Yes. If an AI service processes company data, it belongs in third-party risk review because retention, training reuse, subcontracting, and incident handling all affect exposure. Security, privacy, and IAM should evaluate the service together before access is granted.
Why AI Vendors Belong in Third-Party Risk Review
AI vendors are not exempt from the same risk logic applied to any other supplier. If a service can read company data, retain prompts, subcontract processing, or change incident handling terms, it creates exposure that belongs in vendor due diligence. The control question is not whether the service is “AI” or “software,” but whether it can access, store, infer from, or redistribute sensitive information. That is exactly why NHI and IAM teams should review it alongside privacy and security.
This is especially important because AI services often blend application access with hidden identities such as API keys, service accounts, and delegated tokens. Attacks against those identities are already a known pattern in the wild, as seen in LiteLLM PyPI package breach and Reviewdog GitHub Action supply chain attack. The practical lesson is simple: vendor risk is identity risk when the vendor can touch data paths and credentials. In practice, many security teams encounter AI exposure only after a prompt, token, or integration has already been reused in a way that was never approved.
How to Assess an AI Vendor as a Supplier
Start with the same supplier questions used for other third parties, then add AI-specific controls. Confirm what data enters the service, whether prompts or outputs are stored, whether customer content is used for training or fine-tuning, where processing occurs, and which subprocessors are involved. Then ask how access is granted and revoked, because AI platforms often rely on long-lived secrets that outlast the business need. Current guidance suggests that static credentials and broad workspace permissions create unnecessary exposure, especially when tools can call external systems on behalf of users.
A practical review usually includes:
- Data retention and reuse terms, including whether prompts, files, and outputs are logged.
- Secret handling, including rotation, scope, and whether JIT credentials are supported.
- Identity model, including service accounts, workload identity, and privilege boundaries.

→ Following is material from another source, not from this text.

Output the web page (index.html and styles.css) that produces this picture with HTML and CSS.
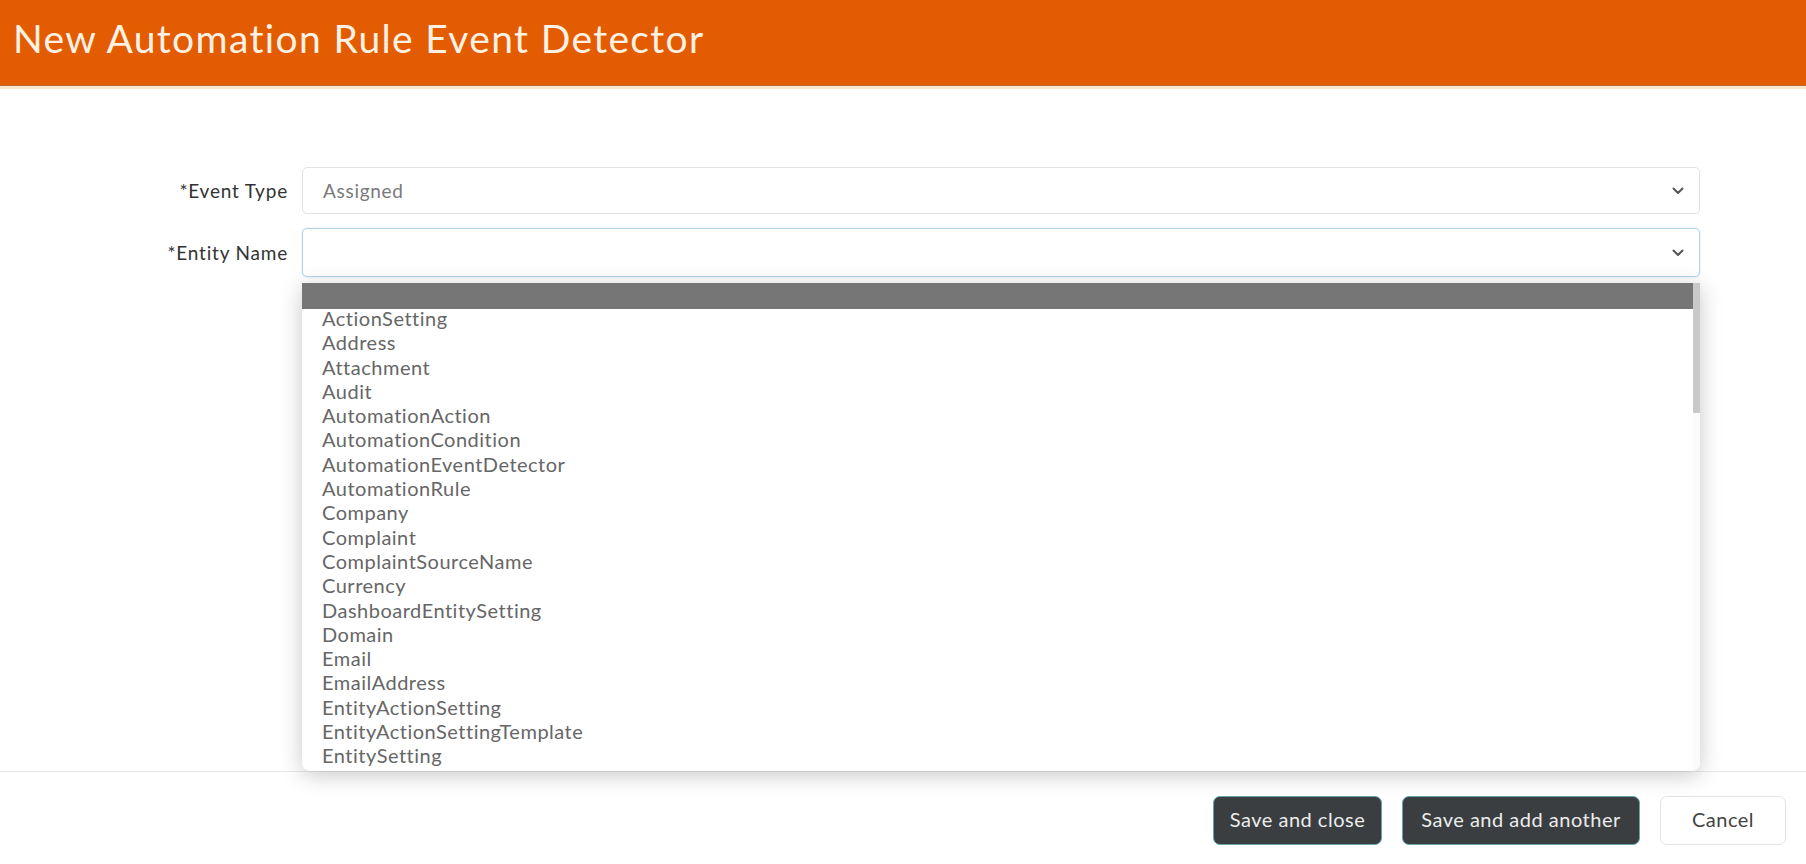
FILE: index.html
```html
<!DOCTYPE html>
<html lang="en">
<head>
<meta charset="utf-8">
<title>New Automation Rule Event Detector</title>
<link rel="stylesheet" href="styles.css">
</head>
<body>
<div class="page">
  <header class="title-bar">
    <h1 class="title">New Automation Rule Event Detector</h1>
  </header>
  <main class="form">
    <div class="form-row">
      <label class="field-label">*Event Type</label>
      <div class="select">
        <span class="select-value">Assigned</span>
        <svg class="chevron" width="12" height="8" viewBox="0 0 12 8"><path d="M1.5 1.5 L6 6 L10.5 1.5" fill="none" stroke="#555" stroke-width="2" stroke-linecap="round" stroke-linejoin="round"/></svg>
      </div>
    </div>
    <div class="form-row">
      <label class="field-label">*Entity Name</label>
      <div class="select select-focus">
        <span class="select-value"></span>
        <svg class="chevron" width="12" height="8" viewBox="0 0 12 8"><path d="M1.5 1.5 L6 6 L10.5 1.5" fill="none" stroke="#555" stroke-width="2" stroke-linecap="round" stroke-linejoin="round"/></svg>
        <div class="dropdown">
          <div class="dropdown-list">
            <div class="option option-selected">&nbsp;</div>
            <div class="option">ActionSetting</div>
            <div class="option">Address</div>
            <div class="option">Attachment</div>
            <div class="option">Audit</div>
            <div class="option">AutomationAction</div>
            <div class="option">AutomationCondition</div>
            <div class="option">AutomationEventDetector</div>
            <div class="option">AutomationRule</div>
            <div class="option">Company</div>
            <div class="option">Complaint</div>
            <div class="option">ComplaintSourceName</div>
            <div class="option">Currency</div>
            <div class="option">DashboardEntitySetting</div>
            <div class="option">Domain</div>
            <div class="option">Email</div>
            <div class="option">EmailAddress</div>
            <div class="option">EntityActionSetting</div>
            <div class="option">EntityActionSettingTemplate</div>
            <div class="option">EntitySetting</div>
          </div>
          <div class="scrollbar"><div class="scroll-thumb"></div></div>
        </div>
      </div>
    </div>
  </main>
  <footer class="actions">
    <button class="btn btn-dark btn-close">Save and close</button>
    <button class="btn btn-dark btn-another">Save and add another</button>
    <button class="btn btn-light btn-cancel">Cancel</button>
  </footer>
</div>
</body>
</html>
```
FILE: styles.css
```css
* { box-sizing: border-box; }
html, body { margin: 0; padding: 0; background: #fff; }
body { font-family: "Lato", "Open Sans", sans-serif; color: #333; }

.page {
  width: 1806px;
  height: 864px;
  display: flex;
  flex-direction: column;
  overflow: hidden;
}

.title-bar {
  height: 89px;
  background: #e35c02;
  border-bottom: 3px solid #fbe4cc;
  box-shadow: inset 0 -1px 0 #b86a3a;
  display: flex;
  align-items: center;
  padding-left: 13px;
  flex-shrink: 0;
}
.title {
  margin: 0 0 11px 0;
  font-weight: 400;
  font-size: 39px;
  color: #fdf1e4;
  letter-spacing: 1.35px;
}

.form {
  flex: 1;
  padding-top: 78px;
  display: flex;
  flex-direction: column;
  gap: 14px;
}
.form-row {
  display: grid;
  grid-template-columns: 288px 1398px;
  column-gap: 14px;
  align-items: center;
}
.field-label {
  text-align: right;
  font-size: 19px;
  letter-spacing: 0.8px;
  color: #333;
}
.select {
  position: relative;
  height: 47px;
  border: 1px solid #e2e2e2;
  border-radius: 5px;
  background: #fff;
  display: flex;
  align-items: center;
  padding: 0 15px 0 20px;
}
.select-focus {
  height: 49px;
  border-color: #b4d3ea;
  box-shadow: 0 0 2px rgba(120, 170, 210, 0.35);
}
.select-value {
  flex: 1;
  font-size: 19px;
  letter-spacing: 0.7px;
  color: #7a7a7a;
}

.dropdown {
  position: absolute;
  top: 54px;
  left: -1px;
  width: 1398px;
  height: 488px;
  background: #fff;
  border-radius: 0 0 8px 8px;
  box-shadow: 0 4px 22px rgba(0, 0, 0, 0.22);
  display: flex;
  overflow: hidden;
  z-index: 10;
}
.dropdown-list { flex: 1; }
.option {
  height: 24.3px;
  line-height: 24.3px;
  padding-left: 20px;
  font-size: 20px;
  letter-spacing: 0.5px;
  color: #666;
  white-space: nowrap;
}
.option-selected {
  height: 26px;
  background: #767676;
  margin-bottom: -3px;
}
.scrollbar {
  width: 7px;
  background: #fbfbfb;
}
.scroll-thumb {
  height: 130px;
  background: #c9c9c9;
}

.actions {
  height: 93px;
  border-top: 1px solid #e8e8e8;
  display: flex;
  justify-content: flex-end;
  align-items: flex-start;
  gap: 20px;
  padding: 24px 20px 0 0;
  flex-shrink: 0;
}
.btn {
  height: 49px;
  border-radius: 7px;
  font-family: "Lato", "Open Sans", sans-serif;
  font-size: 20px;
  letter-spacing: 0.5px;
  padding: 0 0 3px 0;
}
.btn-dark {
  background: #3a3e40;
  border: 1px solid #62a5ad;
  color: #ececec;
}
.btn-light {
  background: #fff;
  border: 1px solid #e3e3e3;
  color: #444;
}
.btn-close { width: 169px; }
.btn-another { width: 238px; }
.btn-cancel { width: 126px; }
```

- Incident handling, including breach notification, log access, and revocation paths.
- Subprocessor and model-provider transparency, especially for cross-border processing.
For identity design, the current direction of travel is toward short-lived, task-scoped access rather than standing privileges. That is consistent with the broader NHI problem space described in the 52 NHI breaches Report and the OWASP Non-Human Identity Top 10, both of which reinforce that unmanaged machine identities become a supply-chain issue fast. When an AI vendor can connect to internal systems, security should treat its access like any other privileged integration and verify that the contract, architecture, and runtime controls all match the intended use. These controls tend to break down when the vendor allows broad delegation into production SaaS tenants because privilege scoping becomes too coarse to enforce safely.
Common Variations, Exceptions, and Contract Gaps
Tighter vendor controls often increase onboarding time and integration overhead, so organisations have to balance speed against data exposure. That tradeoff matters most when teams want to trial an AI tool quickly but the service can ingest customer records, source code, or regulated content. Best practice is evolving, and there is no universal standard for this yet, but the default should be to assume that any vendor with content access is in scope for third-party review.
Edge cases usually appear in one of three forms. First, consumer-grade AI tools adopted by employees without procurement approval still create supplier risk if company data is entered. Second, “bring your own key” or “bring your own model” setups can mask who actually controls retention, logging, and revocation. Third, agents and automation layers can make the vendor look harmless while the underlying workload quietly gains tool access and persistent secrets. That is why the DeepSeek breach and Shai Hulud npm malware campaign matter here: both show how quickly exposed secrets and software dependencies can become a vendor-led blast radius. Organisations should also check whether an AI vendor’s AI usage policy conflicts with their own retention or residency rules, because contract language does not fix an unsafe integration pattern. In practice, the weakest point is usually not the model itself but the credential path that lets it reach other systems.
Standards & Framework Alignment
This section maps relevant standards and security frameworks to the operational risks and controls described in this guidance.
OWASP Non-Human Identity Top 10 address the attack and risk surface, while NIST CSF 2.0 and NIST AI RMF set the governance and control requirements practitioners need to meet.
| Framework | Control / Reference | Relevance |
|---|---|---|
| OWASP Non-Human Identity Top 10 | NHI-03 | Covers secret rotation and exposure risk in vendor integrations. |
| NIST CSF 2.0 | GV.SC | Supplier governance maps directly to third-party AI risk review. |
| NIST AI RMF | GOVERN | AI governance requires accountability for vendor-driven model and data use. |
Classify AI vendors in supplier governance and verify data, incident, and access obligations before onboarding.